What is often referred to as a common law doctrine of aboriginal or customary title neither underpinned imperial policies towards Māori property rights in the 1830s and 1840s nor was it viewed as a settled or broadly accepted legal doctrine. Rather, critics of imperial policies applying to New Zealand deployed these legal sources in order to challenge and influence the workings of imperial policy on British settlement within New Zealand. The particular emphasis of such policy was on disciplining the extent of such settlement and providing a land fund from crown grants. Imperial policy-makers did not endorse these legal sources despite their use in the decision of the New Zealand Supreme Court in Regina v Symonds (1847). In this context, there was no consensual legal view or approach as to the nature or content of indigenous property rights. Officials in the Colonial Office, such James Stephen, or Viscount Stanley as a Secretary of State for colonies, tended to favour locally-sited inquiries and investigations into indigenous customs and laws in the field. From time to time, however, different holders of office might express differing views. Ultimately, in the face of disagreement, diverse views of the nature and extent of Māori property rights persisted. The perceived non-justiciability of such rights meant that political spaces rather than the courts were of ongoing significance to characterising and debating such rights.

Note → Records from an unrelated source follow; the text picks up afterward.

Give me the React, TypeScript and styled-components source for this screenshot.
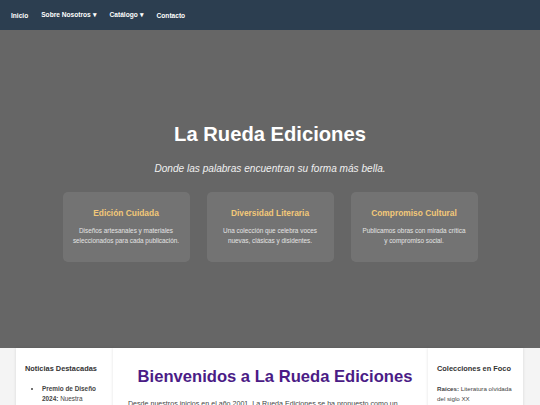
import styled, { createGlobalStyle } from "styled-components";

const GlobalStyle = createGlobalStyle`
  * { box-sizing: border-box; }
  body {
    margin: 0;
    font-family: "Liberation Sans", Arial, sans-serif;
    background: #f4f4f4;
    color: #333;
  }
`;

const Nav = styled.nav`
  height: 30px;
  background: #2c3e50;
  display: flex;
  align-items: center;
  gap: 13px;
  padding-left: 11px;
`;

const NavLink = styled.a`
  color: #fff;
  font-size: 6.6px;
  font-weight: bold;
  text-decoration: none;
`;

const Hero = styled.header`
  height: 318px;
  background: #666;
  padding-top: 92px;
  display: flex;
  flex-direction: column;
  align-items: center;
`;

const HeroTitle = styled.h1`
  margin: 0;
  font-size: 20.2px;
  line-height: 24px;
  color: #fff;
`;

const HeroSubtitle = styled.p`
  margin: 17px 0 0;
  font-size: 10.1px;
  line-height: 12px;
  font-style: italic;
  color: #f0f0f0;
`;

const Cards = styled.div`
  margin-top: 17px;
  display: grid;
  grid-template-columns: repeat(3, 127px);
  gap: 17px;
`;

const Card = styled.div`
  height: 70px;
  background: rgba(255, 255, 255, 0.09);
  border-radius: 5px;
  padding: 16px 6px 0;
  text-align: center;
`;

const CardTitle = styled.h3`
  margin: 0;
  font-size: 8.4px;
  line-height: 10px;
  color: #f2c879;
`;

const CardText = styled.p`
  margin: 8px 0 0;
  font-size: 6.4px;
  line-height: 10px;
  color: #e4e4e4;
`;

const Content = styled.div`
  display: grid;
  grid-template-columns: 97px 315px 95px;
  align-items: start;
  margin-left: 16px;
`;

const Column = styled.section<{ $wide?: boolean }>`
  background: #fff;
  padding: ${(p) => (p.$wide ? "19px 15px 16px" : "16px 9px 16px")};
  box-shadow: 0 0 3px rgba(0, 0, 0, 0.12);
`;

const SideTitle = styled.h4`
  margin: 0;
  font-size: 7.4px;
  line-height: 10px;
  color: #333;
`;

const NewsList = styled.ul`
  margin: 10px 0 0;
  padding-left: 17px;
  font-size: 6.4px;
  line-height: 9.5px;
  color: #444;
`;

const SideText = styled.p`
  margin: 10px 0 0;
  font-size: 6.2px;
  line-height: 9.5px;
  color: #444;
`;

const MainTitle = styled.h2`
  margin: 0;
  text-align: center;
  font-size: 16.6px;
  line-height: 20px;
  color: #4b1c86;
  padding-left: 9px;
`;

const MainText = styled.p`
  margin: 12px 0 0;
  font-size: 7.1px;
  line-height: 11px;
  color: #444;
`;

const cards = [
  {
    title: "Edición Cuidada",
    text: ["Diseños artesanales y materiales", "seleccionados para cada publicación."],
  },
  {
    title: "Diversidad Literaria",
    text: ["Una colección que celebra voces", "nuevas, clásicas y disidentes."],
  },
  {
    title: "Compromiso Cultural",
    text: ["Publicamos obras con mirada crítica", "y compromiso social."],
  },
];

function App() {
  return (
    <>
      <GlobalStyle />
      <Nav>
        <NavLink href="#">Inicio</NavLink>
        <NavLink href="#">Sobre Nosotros ▾</NavLink>
        <NavLink href="#">Catálogo ▾</NavLink>
        <NavLink href="#">Contacto</NavLink>
      </Nav>
      <Hero>
        <HeroTitle>La Rueda Ediciones</HeroTitle>
        <HeroSubtitle>Donde las palabras encuentran su forma más bella.</HeroSubtitle>
        <Cards>
          {cards.map((c) => (
            <Card key={c.title}>
              <CardTitle>{c.title}</CardTitle>
              <CardText>
                {c.text[0]}
                <br />
                {c.text[1]}
              </CardText>
            </Card>
          ))}
        </Cards>
      </Hero>
      <Content>
        <Column>
          <SideTitle>Noticias Destacadas</SideTitle>
          <NewsList>
            <li>
              <strong>Premio de Diseño 2024:</strong> Nuestra edición ilustrada recibió un galardón.
            </li>
          </NewsList>
        </Column>
        <Column $wide>
          <MainTitle>Bienvenidos a La Rueda Ediciones</MainTitle>
          <MainText>
            Desde nuestros inicios en el año 2001, La Rueda Ediciones se ha propuesto como un
            espacio para la palabra cuidada, el diseño artesanal y las voces que merecen ser leídas.
          </MainText>
        </Column>
        <Column>
          <SideTitle>Colecciones en Foco</SideTitle>
          <SideText>
            <strong>Raíces:</strong> Literatura olvidada del siglo XX
          </SideText>
        </Column>
      </Content>
    </>
  );
}

export default App;
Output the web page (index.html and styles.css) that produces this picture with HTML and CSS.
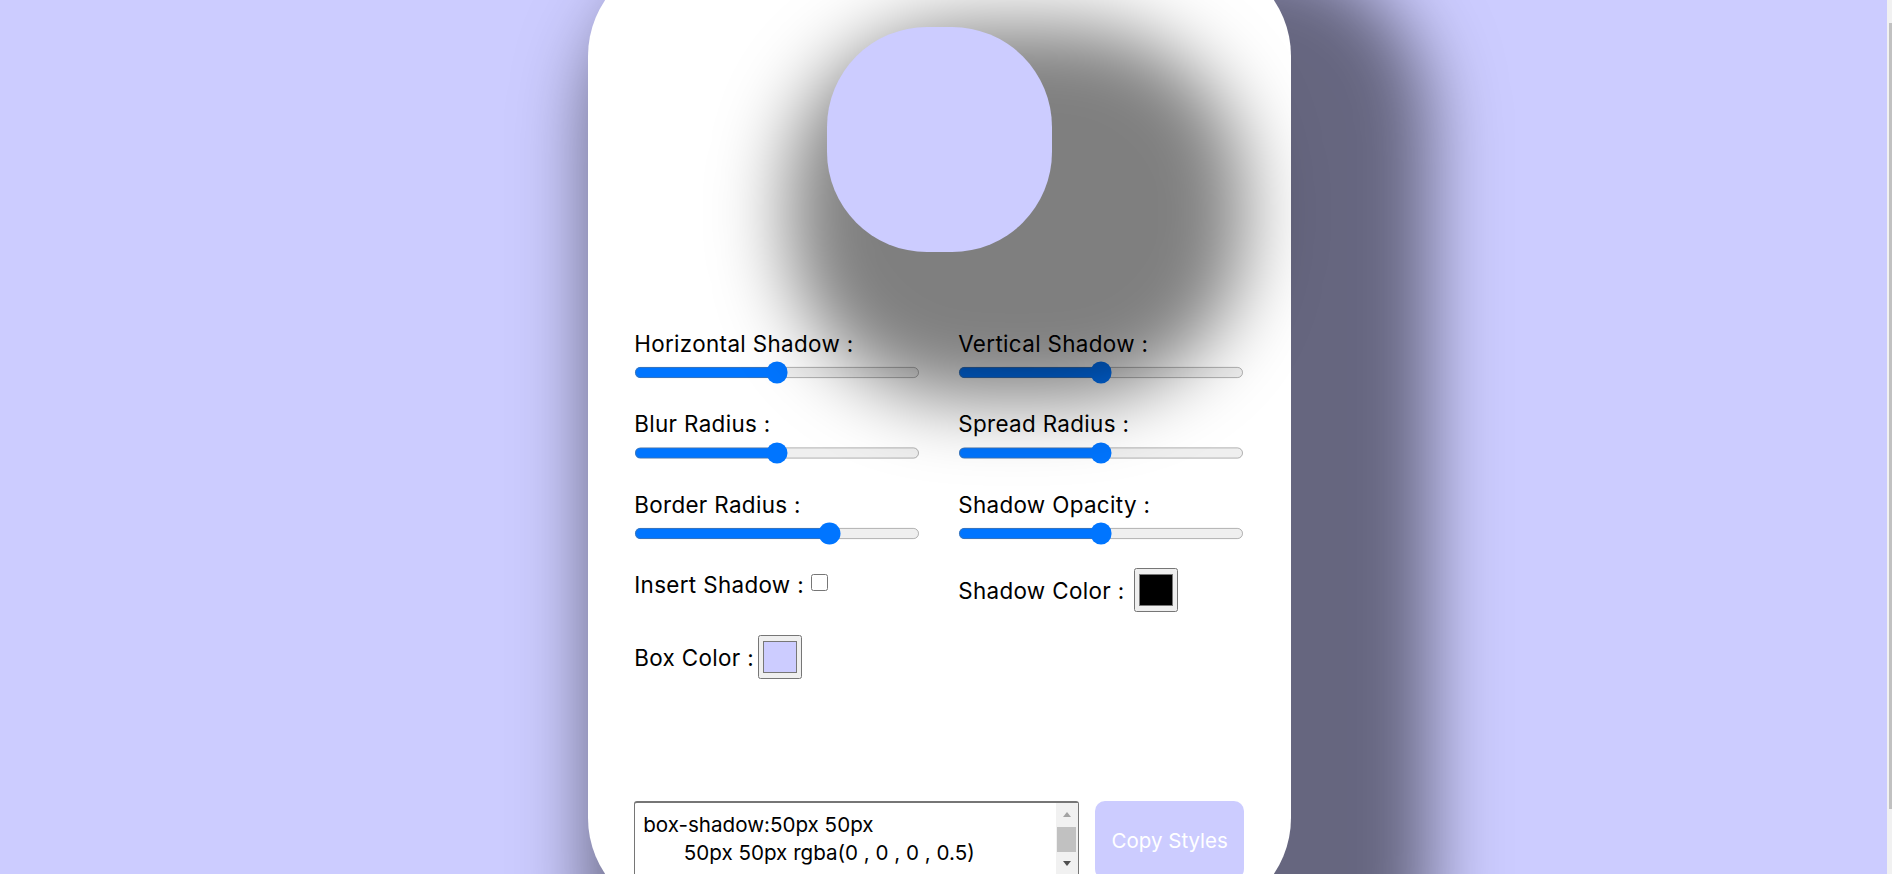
FILE: index.html
```html
<!DOCTYPE html>
<html lang="en">
<head>
<meta charset="utf-8">
<title>Box Shadow Generator</title>
<link rel="stylesheet" href="styles.css">
</head>
<body>
<main class="card">
  <div class="preview-wrap">
    <div class="preview-shadow"></div>
    <div class="preview"></div>
  </div>

  <div class="controls">
    <div class="field">
      <label class="label" for="hs">Horizontal Shadow :</label>
      <input class="range" type="range" id="hs" min="0" max="100" value="50">
    </div>
    <div class="field">
      <label class="label" for="vs">Vertical Shadow :</label>
      <input class="range" type="range" id="vs" min="0" max="100" value="50">
    </div>
    <div class="field">
      <label class="label" for="br">Blur Radius :</label>
      <input class="range" type="range" id="br" min="0" max="100" value="50">
    </div>
    <div class="field">
      <label class="label" for="sr">Spread Radius :</label>
      <input class="range" type="range" id="sr" min="0" max="100" value="50">
    </div>
    <div class="field">
      <label class="label" for="bd">Border Radius :</label>
      <input class="range" type="range" id="bd" min="0" max="100" value="70">
    </div>
    <div class="field">
      <label class="label" for="so">Shadow Opacity :</label>
      <input class="range" type="range" id="so" min="0" max="1" step="0.1" value="0.5">
    </div>
    <div class="field field--inline">
      <label class="label" for="ins">Insert Shadow :</label>
      <input class="check" type="checkbox" id="ins">
    </div>
    <div class="field field--inline">
      <label class="label" for="sc">Shadow Color :</label>
      <input class="swatch" type="color" id="sc" value="#000000">
    </div>
    <div class="field field--inline field--last">
      <label class="label" for="bc">Box Color :</label>
      <input class="swatch swatch--tight" type="color" id="bc" value="#ccccff">
    </div>
  </div>

  <div class="output">
    <div class="code-wrap">
      <textarea class="code" readonly>box-shadow:50px 50px
       50px 50px rgba(0 , 0 , 0 , 0.5)</textarea>
      <div class="fake-scroll" aria-hidden="true">
        <span class="arrow arrow--up"></span>
        <span class="thumb"></span>
        <span class="arrow arrow--down"></span>
      </div>
    </div>
    <button class="copy" type="button">Copy Styles</button>
  </div>
</main>
<div class="page-scroll" aria-hidden="true"><span class="page-thumb"></span></div>
</body>
</html>
```

FILE: styles.css
```css
* {
  box-sizing: border-box;
}

html,
body {
  margin: 0;
}

body {
  height: 100vh;
  display: flex;
  justify-content: center;
  align-items: center;
  padding-right: 12.6px;
  background: #ccccff;
  font-family: Inter, "Open Sans", "Liberation Sans", sans-serif;
  color: #000;
}

/* window scrollbar strip at the right edge */
.page-scroll {
  position: fixed;
  top: 0;
  right: 0;
  width: 5px;
  height: 100vh;
  background: #f1f1f1;
}

.page-thumb {
  position: absolute;
  top: 23px;
  left: 2px;
  right: 0;
  height: 786px;
  background: #c1c1c1;
}

.card {
  flex-shrink: 0;
  width: 703px;
  height: 962px;
  padding: 71px 47px 39px 46px;
  display: flex;
  flex-direction: column;
  background: #ffffff;
  border-radius: 100px;
  box-shadow: 70px 70px 70px 70px rgba(0, 0, 0, 0.5);
}

.preview-wrap {
  position: relative;
  flex-shrink: 0;
  align-self: center;
  width: 225px;
  height: 225px;
}

.preview-shadow {
  position: absolute;
  left: -38px;
  top: -2px;
  width: 456px;
  height: 375px;
  border-radius: 180px / 168px;
  background: rgba(0, 0, 0, 0.5);
  filter: blur(38px);
}

.preview {
  position: relative;
  width: 225px;
  height: 225px;
  border-radius: 100px;
  background: #ccccff;
}

.controls {
  margin-top: 75px;
  display: grid;
  grid-template-columns: 1fr 1fr;
  column-gap: 38px;
  row-gap: 21px;
  align-items: start;
}

.field {
  display: flex;
  flex-direction: column;
  align-items: flex-start;
}

.field--inline {
  flex-direction: row;
  align-items: center;
}

.field--last {
  margin-top: 2px;
}

.label {
  font-size: 22.4px;
  line-height: 33.6px;
  letter-spacing: 0.35px;
  white-space: nowrap;
}

.range {
  zoom: 1.4;
  width: 204px;
  margin: 0.5px 0 2px 0;
}

.check {
  width: 17px;
  height: 17px;
  margin: 0 0 5px 7px;
}

.swatch {
  width: 44px;
  height: 44px;
  margin: 0 0 0 10px;
}

.swatch--tight {
  margin-left: 4px;
}

.output {
  margin-top: auto;
  display: flex;
  gap: 16px;
  height: 78px;
}

.code-wrap {
  position: relative;
  flex: 1;
}

.code {
  display: block;
  width: 100%;
  height: 100%;
  margin: 0;
  padding: 8px 30px 0 8px;
  border: 1px solid #767676;
  border-top-width: 2px;
  border-radius: 3px;
  resize: none;
  overflow: hidden;
  white-space: pre;
  font-family: Inter, "Open Sans", "Liberation Sans", sans-serif;
  font-size: 20.6px;
  line-height: 28.3px;
  color: #000;
  background: #fff;
}

.fake-scroll {
  position: absolute;
  top: 2px;
  right: 1px;
  bottom: 1px;
  width: 22px;
  background: #f1f1f1;
}

.arrow {
  position: absolute;
  left: 7px;
  width: 0;
  height: 0;
  border-left: 4px solid transparent;
  border-right: 4px solid transparent;
}

.arrow--up {
  top: 9px;
  border-bottom: 5px solid #a3a3a3;
}

.arrow--down {
  bottom: 12px;
  border-top: 5px solid #505050;
}

.thumb {
  position: absolute;
  top: 24px;
  left: 1px;
  right: 2px;
  height: 25px;
  background: #c1c1c1;
}

.copy {
  width: 149px;
  height: 100%;
  padding: 0;
  border: none;
  border-radius: 10px;
  background: #ccccff;
  color: #ffffff;
  font-family: Inter, "Open Sans", "Liberation Sans", sans-serif;
  font-size: 20.5px;
}
```
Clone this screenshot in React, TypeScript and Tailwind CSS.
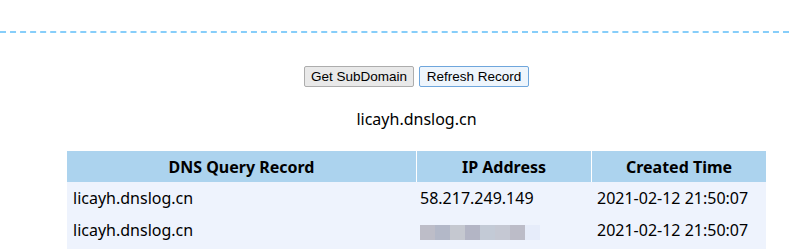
import React from 'react'

const rows = [
    { domain: 'licayh.dnslog.cn', ip: '58.217.249.149', time: '2021-02-12 21:50:07' },
    { domain: 'licayh.dnslog.cn', ip: '', time: '2021-02-12 21:50:07' },
]

const blur = ['bg-[#bdbdc8]', 'bg-[#b3b8c8]', 'bg-[#c5c8d0]', 'bg-[#b3b5c5]', 'bg-[#c3cad6]', 'bg-[#c5c8d3]', 'bg-[#bcbcc8]']

const App = () => {
    return (
        <div className="w-[789px] h-[249px] overflow-hidden bg-white font-['Noto_Sans',sans-serif] text-black">
            <div className="pt-[31px] border-b-2 border-dashed border-[#87cefa]"></div>
            <div className="ml-[67px] w-[699px] flex flex-col items-center">
                <div className="mt-[33px] flex gap-[5px] font-['Liberation_Sans',Arial,sans-serif] text-[13.5px]">
                    <button className="h-[21px] w-[110px] border border-[#adadad] bg-[#e9e9e9] rounded-[2px] leading-none">Get SubDomain</button>
                    <button className="h-[21px] w-[110px] border border-[#6fa6dc] bg-[#eef5fc] rounded-[2px] leading-none">Refresh Record</button>
                </div>
                <div className="mt-[20px] text-[16px] leading-[24px]">licayh.dnslog.cn</div>
            </div>
            <div className="ml-[67px] w-[699px] mt-[20px] text-[16px]">
                <div className="flex h-[31px] bg-[#acd3ee] font-bold">
                    <div className="w-[349px] flex items-center justify-center">DNS Query Record</div>
                    <div className="w-[175px] border-l border-white flex items-center justify-center">IP Address</div>
                    <div className="w-[175px] border-l border-white flex items-center justify-center">Created Time</div>
                </div>
                <div className="bg-[#eef3fd] pb-[6px]">
                    {rows.map((r, i) => (
                        <div key={i} className="flex h-[32px] items-center">
                            <div className="w-[350px] pl-[6px]">{r.domain}</div>
                            <div className="w-[175px] pl-[3px]">
                                {r.ip ? r.ip : (
                                    <div className="flex h-[15px] mt-[4px]">
                                        {blur.map((c, j) => <div key={j} className={`w-[15px] h-full ${c}`}></div>)}
                                        <div className="w-[15px] h-full bg-[#e6ecfa]"></div>
                                    </div>
                                )}
                            </div>
                            <div className="w-[174px] pl-[5px]">{r.time}</div>
                        </div>
                    ))}
                </div>
            </div>
        </div>
    )
}

export default App
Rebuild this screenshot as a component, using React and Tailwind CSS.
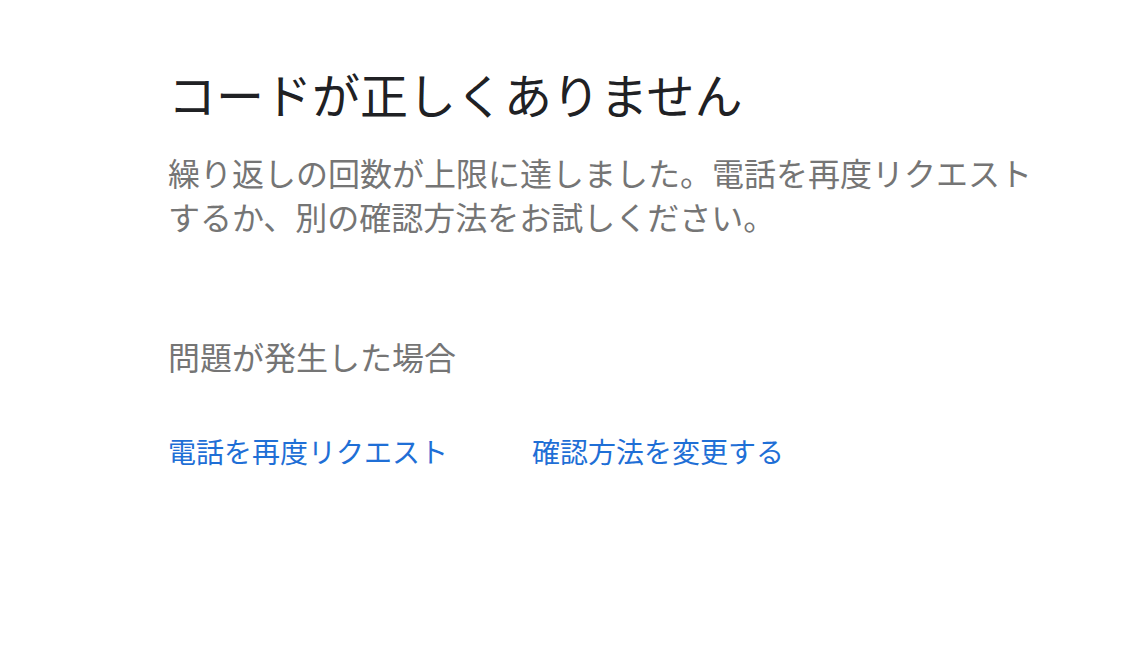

'This article was developed as a companion piece to a separate article published in the History of Political Thought journal almost half a decade earlier in 2006. In this 2010 article, the aim was to reveal the United Kingdom Colonial Office's policy orientations on indigenous property rights in colonial New Zealand in the 1840s and its rejection of United States Supreme Court jurisprudence produced during the John Marshall's tenure as Chief Justice. That United States case law was deployed largely on behalf of New Zealand Company efforts to inflect or shape official imperial policy concerning indigenous proprietary rights. Certain senior British politicians aligned with such endeavours but a number of key figures, such as Viscount Stanley (secretary of state for colonies from 1841 until 1845), remained opposed. The article also examines the New Zealand Supreme Court's decision in Regina v Symonds (1847) and how it refrained from engaging with the argument of counsel based on the Treaty of Waitangi, with Justice Henry Chapman (himself associated with the New Zealand Company in preceding years) resorting to United States case law.'

Dr Mark Hickford
Victoria University of Wellington

Read the Original

This page is a summary of: ‘Vague Native Rights to Land’: British Imperial Policy on Native Title and Custom in New Zealand, 1837–53, The Journal of Imperial & Commonwealth History, May 2010, Taylor & Francis,
DOI: 10.1080/03086531003746802.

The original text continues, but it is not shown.